The Carousel is a popular attraction within a heavily used tourist precinct in Sydney. Its continued high level of patronage is evidence of the interest and enjoyment that it continues to provide for the citizens of, and visitors to, the city.

The place has potential to yield information that will contribute to an understanding of the cultural or natural history of New South Wales.

The Carousel has the ability to demonstrate the workings of a steam-driven carousel as they were operated at the turn of the century.

The place possesses uncommon, rare or endangered aspects of the cultural or natural history of New South Wales.

The Darling Harbour Carousel is one of the very few traditional carousels surviving in the world which retains its original form and fittings, especially its steam propulsion unit, intact and in working order.
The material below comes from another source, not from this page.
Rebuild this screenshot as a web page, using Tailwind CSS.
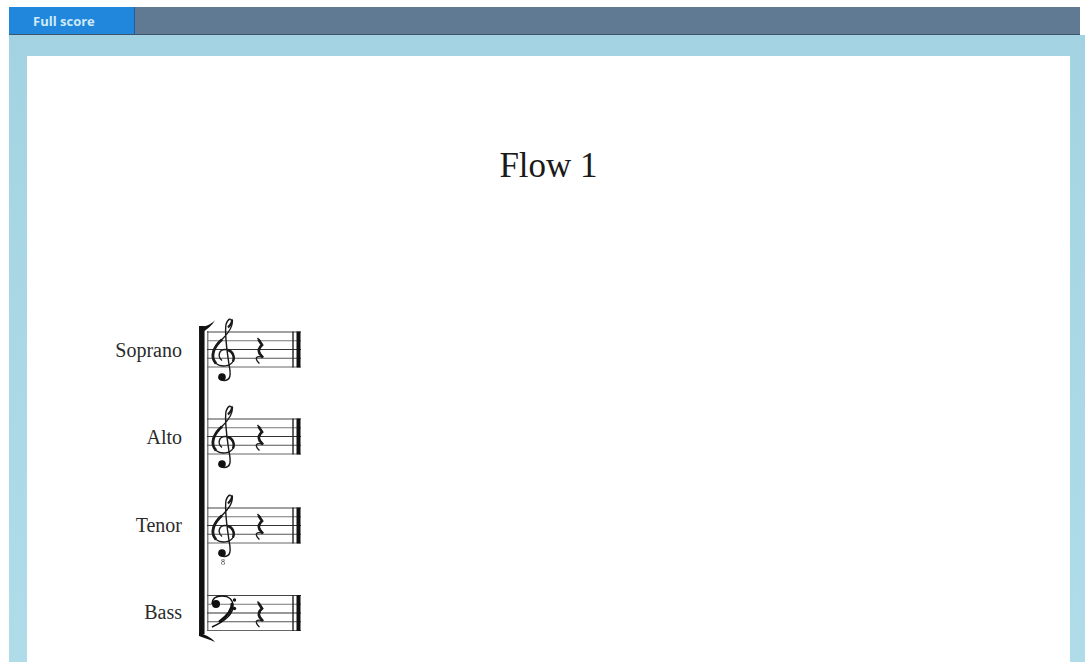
<!doctype html>
<html>
<head>
<meta charset="utf-8">
<script src="https://cdn.jsdelivr.net/npm/@tailwindcss/browser@4"></script>
</head>
<body class="bg-white">
<div class="h-[662px] w-[1087px] overflow-hidden flex flex-col pt-[7px] pl-[9px] pr-[2px] font-['Liberation_Serif',serif]">
  <div class="h-[28px] mr-[5px] flex shrink-0 bg-[#5f7a92] border-b border-[#3f5568]">
    <div class="w-[126px] bg-[#2087dc] border-r border-[#1c5f9c] pl-[24px] text-[13px] font-bold leading-[29px] text-[#cfeaf8] font-['Open_Sans',sans-serif]">Full score</div>
  </div>
  <div class="flex-1 bg-gradient-to-b from-[#a3d3e2] to-[#b0dcea] pt-[21px] pl-[18px] pr-[15px] flex flex-col">
    <div class="flex-1 bg-white">
      <div class="h-[250px] pt-[90px] text-center text-[35px] leading-[40px] text-[#1a1a1a]">Flow 1</div>
      <div class="flex">
        <div class="w-[155px] mr-[13px] flex flex-col text-right text-[20px] text-[#2b2b2b]">
          <div class="h-[87.4px] leading-[88px]">Soprano</div>
          <div class="h-[87.4px] leading-[88px]">Alto</div>
          <div class="h-[87.4px] leading-[88px]">Tenor</div>
          <div class="h-[87.4px] leading-[88px]">Bass</div>
        </div>
        <svg class="w-[115px] h-[350px] blur-[0.4px]" viewBox="195 306 115 350" fill="none">
          <defs>
            <g id="staff">
              <path d="M207 0.5H301" stroke="#444" stroke-width="1.2"/>
              <path d="M207 9.25H301" stroke="#777" stroke-width="1.2"/>
              <path d="M207 18H301" stroke="#333" stroke-width="1.2"/>
              <path d="M207 26.75H301" stroke="#555" stroke-width="1.2"/>
              <path d="M207 35.5H301" stroke="#666" stroke-width="1.2"/>
              <path d="M293 0V36" stroke="#222" stroke-width="1.4"/>
              <path d="M298.5 0V36" stroke="#111" stroke-width="4"/>
              <path d="M257.5 6.5 L262.5 13.5 C258.5 17 258 20 263 26 C258.5 24 255.5 25.5 256.5 28 C257 30 258.5 31 259.5 32" stroke="#1a1a1a" stroke-width="1.3"/>
              <path d="M258.5 8 L262 13.5 C259 16 258 19 259.5 22 L263 26" stroke="#1a1a1a" stroke-width="2.6"/>
            </g>
            <g id="treble">
              <path d="M222 29 C217 25 219 18 225 18 C232 18 236 25 233 30 C230 35 221 36 216 32 C209 25 214 15 222 8 C229 1 233 -5 232 -10 C231 -14 228 -13 226 -7 C225 -1 226 13 229 33 C231 43 231 49 224 49 C221 49 219 47 219 45" stroke="#1a1a1a" stroke-width="1.4"/>
              <path d="M216 32 C209.500 25 214 15 222 8" stroke="#1a1a1a" stroke-width="2.8"/>
              <path d="M233 30 C235 26 233 20 228 18.500" stroke="#1a1a1a" stroke-width="2.400"/>
              <path d="M228 -4 C232 -8 232.500 -11 231.500 -12" stroke="#1a1a1a" stroke-width="2.200"/>
              <circle cx="222" cy="45.500" r="3.800" fill="#111"/>
            </g>
          </defs>
          <!-- brace -->
          <path d="M201.800 326 V634" stroke="#111" stroke-width="5.500"/>
          <path d="M199 328 C205 326 211 325 215 320 C212 326 207 329 204.500 331 L199 331Z" fill="#111"/>
          <path d="M199 632 C205 635 211 637 215 642 C211 640 204 638 199 636Z" fill="#111"/>
          <path d="M207.800 331 V631" stroke="#666" stroke-width="1.200"/>
          <!-- staves -->
          <use href="#staff" transform="translate(0 331.500)"/>
          <use href="#treble" transform="translate(0 331.500)"/>
          <use href="#staff" transform="translate(0 418.500)"/>
          <use href="#treble" transform="translate(0 418.500)"/>
          <use href="#staff" transform="translate(0 507.500)"/>
          <use href="#treble" transform="translate(0 507.500)"/>
          <text x="223" y="565" font-size="8" font-family="Liberation Serif" fill="#333" text-anchor="middle">8</text>
          <use href="#staff" transform="translate(0 595)"/>
          <!-- bass clef -->
          <circle cx="216" cy="604" r="4" fill="#111"/>
          <path d="M212 604 C212 598 217 596 222 596 C229 596 233 600 233 606 C233 615 223 622 212 627" stroke="#111" stroke-width="1.500"/>
          <path d="M232 603 C232.500 611 226 617 219 622" stroke="#111" stroke-width="2.600"/>
          <circle cx="234.500" cy="600" r="1.700" fill="#111"/>
          <circle cx="234.500" cy="608.500" r="1.700" fill="#111"/>
        </svg>
      </div>
    </div>
  </div>
</div>
</body>
</html>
The Darling Harbour Carousel is believed to be the oldest known operating carousel in Australia.

The Darling Harbour Carousel has been operated by a single family for most of its life and as such, reflects the tradition of the carnival family that is a central aspect of the cultural environment that created such machines in the latter half of the nineteenth century.

The Darling Harbour Carousel provides an opportunity in NSW to experience a traditional amusement park "joy ride" on a permanent, daily basis. This experience is rare in NSW today, following the redevelopment of Luna Park.

The place is important in demonstrating the principal characteristics of a class of cultural or natural places/environments in New South Wales.

The Darling Harbour Carousel is a representative example of carousels manufactured in England in the 1890s. It is believed to be the oldest known operating carousel in Australia.

The Darling Harbour Carousel is a fine representation of the bright, attractive and rich decoration in the popular arts idiom applied to carousels. It demonstrates both traditional English decorations alongside a range of local adaptations of the English style.

The Darling Harbour Carousel demonstrates the principal characteristics of construction, materials, fittings and decoration associated with the peak period of carousel construction.